If you don’t have a Business Man with Business shirts to hand, a local charity shop will have a good variety.

The blokes shirt section is one of my favorite areas – we’ll be visiting it frequently for other projects – they are great for His to Hers refashions, children’s dresses, and mix ‘n’ match shirt dresses (OK so the last one is still in the to-do pile).

But I digress. This is a good project if you don’t sew a lot – it involves cutting and sewing in straight lines. There are no zips, or other tricky elements. It’s also a great project to do with children – quick, easy and achievable. If you do sew, you can add piping as it gives a more finished look. Here is a link to a  piping tutorial.The other nice thing about this project is that it is a great way to use a shirt that has frayed/stained cuffs and collar. Usually the main torso area is clean and unworn and depending on the size of your cushion, the underarm area can be avoided.

So, like a recipe, you will need:


1 large blokes shirt
1 x 45cm by 45cm cushion insert.
Matching thread

If you already have a cushion cover to use as a template, all the easier.

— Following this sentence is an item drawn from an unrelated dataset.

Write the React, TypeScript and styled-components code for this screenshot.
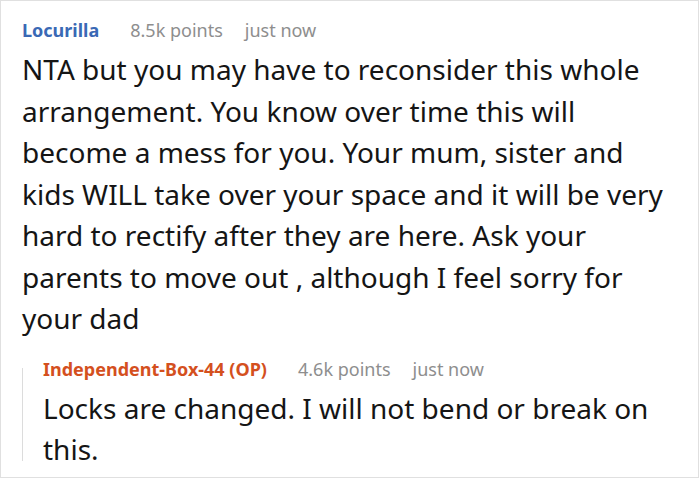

  • Turn the shirt inside out and lie flat with the arms out so there are no creases or wrinkles, and leaving the buttons done up.
  • Either mark out a 48 x 48cm square or place an existing cushion cover over the shirt. Always leave a seam allowance, that is, cut a little bigger than the actual size.
  • Make sure the buttons are not right on your cutting line.
  • Carefully cut through both layers of the shirt. You should be left with a nice square with buttons down the middle.
  • Pin the two sides together so they don’t get out of alignment
  • Sew around all four sides. You can curve the corners slightly if you like.
  • Undo the buttons and turn right-side out.
  • Pop the cushion insert in through the gap and do the buttons back up again.


Additional ideas:

You can mix and match two shirts, using the back of one and the front of the other.
Add pockets from another shirt for contrast
Most blokes shirts have plain buttons, try removing the buttons and replacing with something more colourful and fun.

If you are cutting the pillow from an existing cushion cover, remember to leave a 2 to 3cm seam allowance. Leaving the pocket as part of the pillow can be fun especially if it is for a child.